There are exceptions—especially when developing or extending theory—but even then, a theory chapter should advance the book’s argument, not just summarize existing scholarship.
The shift I’m describing is fundamentally about integration.
In humanistic writing traditions—and in the book genre more broadly—you don’t separate your “results” from your analysis. You give context and make sense of what a finding means when you first present it. You bring in other scholars not to demonstrate that you’ve read them but because their ideas help illuminate what you’re showing the reader.
This means every chapter is doing multiple things at once: presenting evidence, analyzing that evidence, engaging with relevant scholarship, and advancing your overall argument. It’s more demanding to write this way, but it’s also more engaging to read.
If you find yourself writing a chapter that’s purely “here’s what I found” with no interpretation, or a chapter that’s purely “here’s what other scholars have said” with no connection to your evidence, that’s a sign you may be defaulting to IMRAD habits.
I want to be clear: writing in a more humanistic, integrated style isn’t less rigorous than the IMRAD format. It’s differently rigorous.
You still need to be systematic. You still need to ground your claims in evidence. You still need to engage seriously with existing scholarship.
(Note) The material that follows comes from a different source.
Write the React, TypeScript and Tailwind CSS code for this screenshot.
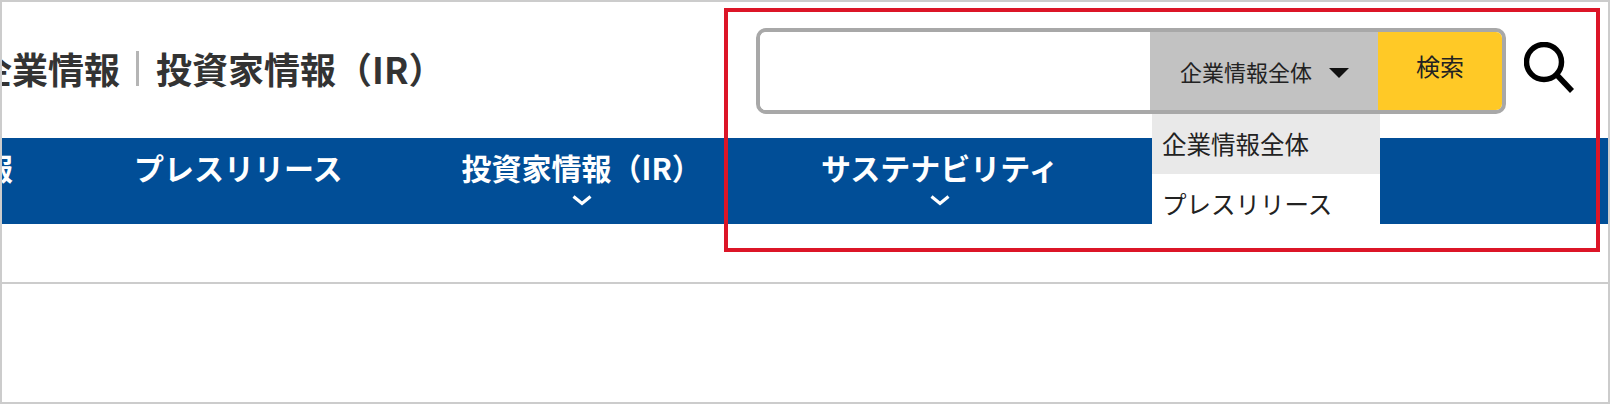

But the rigor shows up differently. It shows up in the quality of your analysis, in the precision of your prose, and in your ability to weave together evidence and interpretation into a compelling whole. It shows up in an argument that builds and develops across chapters rather than findings that sit in one section waiting to be discussed in another.
If you’re a social scientist writing a book, you don’t have to abandon everything you know. But you do have to expand your repertoire, drawing on humanistic writing conventions to create something that works as a book, which is a sustained argument that pulls readers through from beginning to end.
Your task now is to adapt your familiar writing genre to a different genre—one with its own conventions, challenges, pleasures, and possibilities.